All comparisons of UTF-8 data in COBOL are done by using a binary, byte-by-byte comparison. This should produce the same ordering for a set of UTF-8 strings as the corresponding set of NATIONAL strings representing the same Unicode code points, assuming all code points in the strings are from the Basic Multilingual Plane (BMP).

MOVE
Basic move rules:
  • A category UTF-8 sender can be moved only to an item of class and category national, UTF-8, numeric, numeric edited, external floating-point, and internal floating-point.
  • A category UTF-8 item can only receive an item of class alphabetic, class alphanumeric, class national, or class UTF-8.
    Note: This includes items such as numeric-edited, alphanumeric-edited, national-edited, and national-numeric-edited.
Padding and truncation, where needed, are always done at the UTF-8 character (that is, Unicode code point) level.
STRING and UNSTRING
Data is transferred from the sending fields to the receiving field using the rules of the MOVE statement for elementary UTF-8-to-UTF-8 moves.

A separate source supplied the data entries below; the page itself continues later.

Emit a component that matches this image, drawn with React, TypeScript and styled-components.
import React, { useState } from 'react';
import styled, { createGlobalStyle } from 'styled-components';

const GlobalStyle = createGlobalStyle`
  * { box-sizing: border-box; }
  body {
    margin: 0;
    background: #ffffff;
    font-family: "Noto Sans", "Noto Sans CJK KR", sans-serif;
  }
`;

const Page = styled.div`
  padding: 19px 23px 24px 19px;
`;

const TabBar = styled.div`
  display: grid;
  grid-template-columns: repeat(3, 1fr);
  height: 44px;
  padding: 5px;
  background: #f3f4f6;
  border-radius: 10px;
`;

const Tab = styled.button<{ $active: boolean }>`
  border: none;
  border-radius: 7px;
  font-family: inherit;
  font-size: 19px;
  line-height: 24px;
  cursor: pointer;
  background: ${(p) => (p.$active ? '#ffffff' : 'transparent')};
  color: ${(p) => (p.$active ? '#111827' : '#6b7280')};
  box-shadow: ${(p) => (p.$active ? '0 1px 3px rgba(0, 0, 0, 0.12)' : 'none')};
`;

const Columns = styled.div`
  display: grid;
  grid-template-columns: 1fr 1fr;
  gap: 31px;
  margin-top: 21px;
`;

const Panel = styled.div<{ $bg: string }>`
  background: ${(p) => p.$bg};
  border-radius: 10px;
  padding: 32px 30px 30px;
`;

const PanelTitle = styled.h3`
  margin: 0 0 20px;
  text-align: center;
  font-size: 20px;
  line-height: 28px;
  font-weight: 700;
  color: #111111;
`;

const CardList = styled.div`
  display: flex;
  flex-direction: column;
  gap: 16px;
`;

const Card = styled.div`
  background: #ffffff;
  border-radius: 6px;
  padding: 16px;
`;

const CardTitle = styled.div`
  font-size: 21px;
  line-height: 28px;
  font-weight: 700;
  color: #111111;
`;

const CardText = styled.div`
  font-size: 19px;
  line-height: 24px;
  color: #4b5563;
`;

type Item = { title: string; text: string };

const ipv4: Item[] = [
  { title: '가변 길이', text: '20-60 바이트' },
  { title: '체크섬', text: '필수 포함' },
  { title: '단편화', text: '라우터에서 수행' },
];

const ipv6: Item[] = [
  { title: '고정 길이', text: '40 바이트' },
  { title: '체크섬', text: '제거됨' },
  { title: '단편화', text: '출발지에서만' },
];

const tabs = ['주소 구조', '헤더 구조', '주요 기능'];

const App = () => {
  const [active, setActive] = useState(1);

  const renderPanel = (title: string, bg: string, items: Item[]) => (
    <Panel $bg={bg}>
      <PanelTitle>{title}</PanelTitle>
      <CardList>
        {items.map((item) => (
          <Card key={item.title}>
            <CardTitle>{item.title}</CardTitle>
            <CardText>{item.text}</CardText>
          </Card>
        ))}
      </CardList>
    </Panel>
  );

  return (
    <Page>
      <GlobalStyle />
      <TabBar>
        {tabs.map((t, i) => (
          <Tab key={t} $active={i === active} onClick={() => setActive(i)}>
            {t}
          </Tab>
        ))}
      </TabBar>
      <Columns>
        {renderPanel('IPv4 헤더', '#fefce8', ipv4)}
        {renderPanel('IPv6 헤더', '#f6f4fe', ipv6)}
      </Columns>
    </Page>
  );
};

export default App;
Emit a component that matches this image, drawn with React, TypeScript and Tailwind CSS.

The following COBOL statements do not support UTF-8 arguments:
  • ACCEPT
  • INSPECT
  • XML GENERATE
  • XML PARSE
Tip: If you need to use a UTF-8 data item with a statement such as INSPECT that does not yet support UTF-8 data items natively, you can always move the UTF-8 data item to a national data item first and use the national item in the statement instead.